### YOUR TASK
Skip the pictures and quote all of the lines exactly.

### DATA BLOCK
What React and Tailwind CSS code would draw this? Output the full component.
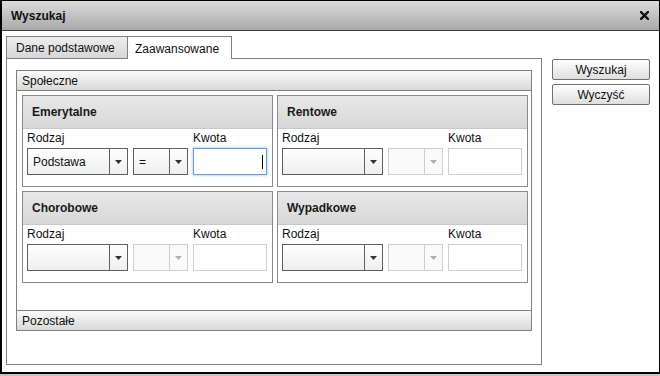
import React from "react";

const font = { fontFamily: '"Liberation Sans", Arial, sans-serif' };

const Arrow = ({ disabled }) => (
  <svg width="7" height="4" viewBox="0 0 7 4">
    <path d="M0 0 H7 L3.5 4 Z" fill={disabled ? "#b0b0b0" : "#333"} />
  </svg>
);

const Combo = ({ value, disabled, width, divider }) => (
  <div
    className={`flex h-[27px] border ${
      disabled ? "border-[#cfcfcf] bg-[#fafafa]" : "border-[#5f5f5f] bg-gradient-to-b from-white to-[#eeeeee]"
    } ${width}`}
  >
    <div className="flex-1 flex items-center pl-[5px] text-[12px] text-[#111]">{value}</div>
    <div
      className={`${divider} flex items-center justify-center border-l ${
        disabled ? "border-[#cfcfcf]" : "border-[#5f5f5f]"
      }`}
    >
      <Arrow disabled={disabled} />
    </div>
  </div>
);

const Group = ({ title, first, focused }) => (
  <div className="border border-[#8a8a8a] bg-white h-[92px]">
    <div className="h-[33px] border-b border-[#c8c8c8] bg-gradient-to-b from-[#e8e8e8] to-[#d8d8d8] flex items-center pl-[9px] font-bold text-[12px] text-[#1a1a1a]">
      {title}
    </div>
    <div className="pl-[4px] pt-[2px] grid grid-cols-[101px_55px_74px] gap-x-[5px]">
      <div className="text-[12px] leading-[14px] h-[14px] text-[#111]">Rodzaj</div>
      <div />
      <div className="text-[12px] leading-[14px] h-[14px] text-[#111]">Kwota</div>
      <div className="mt-[3px]">
        <Combo value={first ? "Podstawa" : ""} width="w-[101px]" divider="w-[18px]" />
      </div>
      <div className="mt-[3px]">
        <Combo value={first ? "=" : ""} disabled={!first} width="w-[55px]" divider="w-[18px]" />
      </div>
      <div className="mt-[3px]">
        {focused ? (
          <div className="h-[27px] border border-[#6f9bd1] shadow-[0_0_3px_#8dbcf3] bg-white flex items-center justify-end pr-[3px]">
            <div className="w-px h-[14px] bg-black" />
          </div>
        ) : (
          <div className="h-[27px] border border-[#cfcfcf] bg-white" />
        )}
      </div>
    </div>
  </div>
);

const Header = ({ children, className }) => (
  <div
    className={`h-[20px] bg-gradient-to-b from-[#fafafa] to-[#d9d9d9] flex items-center pl-[5px] text-[12px] text-[#111] ${className}`}
  >
    {children}
  </div>
);

const Button = ({ children }) => (
  <button className="h-[21px] w-[98px] border border-[#707070] rounded-[2px] bg-gradient-to-b from-white to-[#dedede] text-[12px] text-[#111] flex items-center justify-center">
    {children}
  </button>
);

export default function App() {
  return (
    <div className="w-[660px] h-[376px] bg-gradient-to-b from-[#9c9c9c] to-[#c4c4c4]" style={font}>
      <div className="h-[374px] border border-black border-l-2 border-b-2 bg-white flex flex-col">
        <div className="h-[30px] shrink-0 border-b border-[#3a3a3a] bg-gradient-to-b from-[#dcdcdc] to-[#a9a9a9] flex items-center justify-between pl-[9px] pr-[10px]">
          <span className="font-bold text-[12px] text-[#111]">Wyszukaj</span>
          <svg width="9" height="9" viewBox="0 0 9 9">
            <path d="M1 1 L8 8 M8 1 L1 8" stroke="#111" strokeWidth="2.4" strokeLinecap="square" />
          </svg>
        </div>
        <div className="flex pl-[4px] pt-[5px]">
          <div className="w-[536px] flex flex-col">
            <div className="flex h-[22px] relative z-10">
              <div className="w-[122px] border border-b-0 border-[#808080] bg-gradient-to-b from-[#eeeeee] to-[#d6d6d6] flex items-center pl-[9px] text-[12px] text-[#111]">
                Dane podstawowe
              </div>
              <div className="w-[104px] h-[23px] border-t border-r border-[#808080] bg-white flex items-center pl-[7px] pt-[2px] text-[12px] text-[#111]">
                Zaawansowane
              </div>
            </div>
            <div className="h-[307px] border border-[#808080] px-[9px] pt-[11px]">
              <div className="border border-[#808080]">
                <Header className="border-b border-[#808080]">Społeczne</Header>
                <div className="h-[219px] pt-[4px] pl-[5px] pr-[3px] grid grid-cols-2 gap-x-[4px] gap-y-[4px] content-start">
                  <Group title="Emerytalne" first focused />
                  <Group title="Rentowe" />
                  <Group title="Chorobowe" />
                  <Group title="Wypadkowe" />
                </div>
                <Header className="border-t border-[#808080]">Pozostałe</Header>
              </div>
            </div>
          </div>
          <div className="ml-[10px] mt-[23px] flex flex-col gap-[4px]">
            <Button>Wyszukaj</Button>
            <Button>Wyczyść</Button>
          </div>
        </div>
      </div>
    </div>
  );
}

### TASK RESPONSE
What React and Tailwind CSS code would draw this? Output the full component.
import React from "react";

const font = { fontFamily: '"Liberation Sans", Arial, sans-serif' };

const Arrow = ({ disabled }) => (
  <svg width="7" height="4" viewBox="0 0 7 4">
    <path d="M0 0 H7 L3.5 4 Z" fill={disabled ? "#b0b0b0" : "#333"} />
  </svg>
);

const Combo = ({ value, disabled, width, divider }) => (
  <div
    className={`flex h-[27px] border ${
      disabled ? "border-[#cfcfcf] bg-[#fafafa]" : "border-[#5f5f5f] bg-gradient-to-b from-white to-[#eeeeee]"
    } ${width}`}
  >
    <div className="flex-1 flex items-center pl-[5px] text-[12px] text-[#111]">{value}</div>
    <div
      className={`${divider} flex items-center justify-center border-l ${
        disabled ? "border-[#cfcfcf]" : "border-[#5f5f5f]"
      }`}
    >
      <Arrow disabled={disabled} />
    </div>
  </div>
);

const Group = ({ title, first, focused }) => (
  <div className="border border-[#8a8a8a] bg-white h-[92px]">
    <div className="h-[33px] border-b border-[#c8c8c8] bg-gradient-to-b from-[#e8e8e8] to-[#d8d8d8] flex items-center pl-[9px] font-bold text-[12px] text-[#1a1a1a]">
      {title}
    </div>
    <div className="pl-[4px] pt-[2px] grid grid-cols-[101px_55px_74px] gap-x-[5px]">
      <div className="text-[12px] leading-[14px] h-[14px] text-[#111]">Rodzaj</div>
      <div />
      <div className="text-[12px] leading-[14px] h-[14px] text-[#111]">Kwota</div>
      <div className="mt-[3px]">
        <Combo value={first ? "Podstawa" : ""} width="w-[101px]" divider="w-[18px]" />
      </div>
      <div className="mt-[3px]">
        <Combo value={first ? "=" : ""} disabled={!first} width="w-[55px]" divider="w-[18px]" />
      </div>
      <div className="mt-[3px]">
        {focused ? (
          <div className="h-[27px] border border-[#6f9bd1] shadow-[0_0_3px_#8dbcf3] bg-white flex items-center justify-end pr-[3px]">
            <div className="w-px h-[14px] bg-black" />
          </div>
        ) : (
          <div className="h-[27px] border border-[#cfcfcf] bg-white" />
        )}
      </div>
    </div>
  </div>
);

const Header = ({ children, className }) => (
  <div
    className={`h-[20px] bg-gradient-to-b from-[#fafafa] to-[#d9d9d9] flex items-center pl-[5px] text-[12px] text-[#111] ${className}`}
  >
    {children}
  </div>
);

const Button = ({ children }) => (
  <button className="h-[21px] w-[98px] border border-[#707070] rounded-[2px] bg-gradient-to-b from-white to-[#dedede] text-[12px] text-[#111] flex items-center justify-center">
    {children}
  </button>
);

export default function App() {
  return (
    <div className="w-[660px] h-[376px] bg-gradient-to-b from-[#9c9c9c] to-[#c4c4c4]" style={font}>
      <div className="h-[374px] border border-black border-l-2 border-b-2 bg-white flex flex-col">
        <div className="h-[30px] shrink-0 border-b border-[#3a3a3a] bg-gradient-to-b from-[#dcdcdc] to-[#a9a9a9] flex items-center justify-between pl-[9px] pr-[10px]">
          <span className="font-bold text-[12px] text-[#111]">Wyszukaj</span>
          <svg width="9" height="9" viewBox="0 0 9 9">
            <path d="M1 1 L8 8 M8 1 L1 8" stroke="#111" strokeWidth="2.4" strokeLinecap="square" />
          </svg>
        </div>
        <div className="flex pl-[4px] pt-[5px]">
          <div className="w-[536px] flex flex-col">
            <div className="flex h-[22px] relative z-10">
              <div className="w-[122px] border border-b-0 border-[#808080] bg-gradient-to-b from-[#eeeeee] to-[#d6d6d6] flex items-center pl-[9px] text-[12px] text-[#111]">
                Dane podstawowe
              </div>
              <div className="w-[104px] h-[23px] border-t border-r border-[#808080] bg-white flex items-center pl-[7px] pt-[2px] text-[12px] text-[#111]">
                Zaawansowane
              </div>
            </div>
            <div className="h-[307px] border border-[#808080] px-[9px] pt-[11px]">
              <div className="border border-[#808080]">
                <Header className="border-b border-[#808080]">Społeczne</Header>
                <div className="h-[219px] pt-[4px] pl-[5px] pr-[3px] grid grid-cols-2 gap-x-[4px] gap-y-[4px] content-start">
                  <Group title="Emerytalne" first focused />
                  <Group title="Rentowe" />
                  <Group title="Chorobowe" />
                  <Group title="Wypadkowe" />
                </div>
                <Header className="border-t border-[#808080]">Pozostałe</Header>
              </div>
            </div>
          </div>
          <div className="ml-[10px] mt-[23px] flex flex-col gap-[4px]">
            <Button>Wyszukaj</Button>
            <Button>Wyczyść</Button>
          </div>
        </div>
      </div>
    </div>
  );
}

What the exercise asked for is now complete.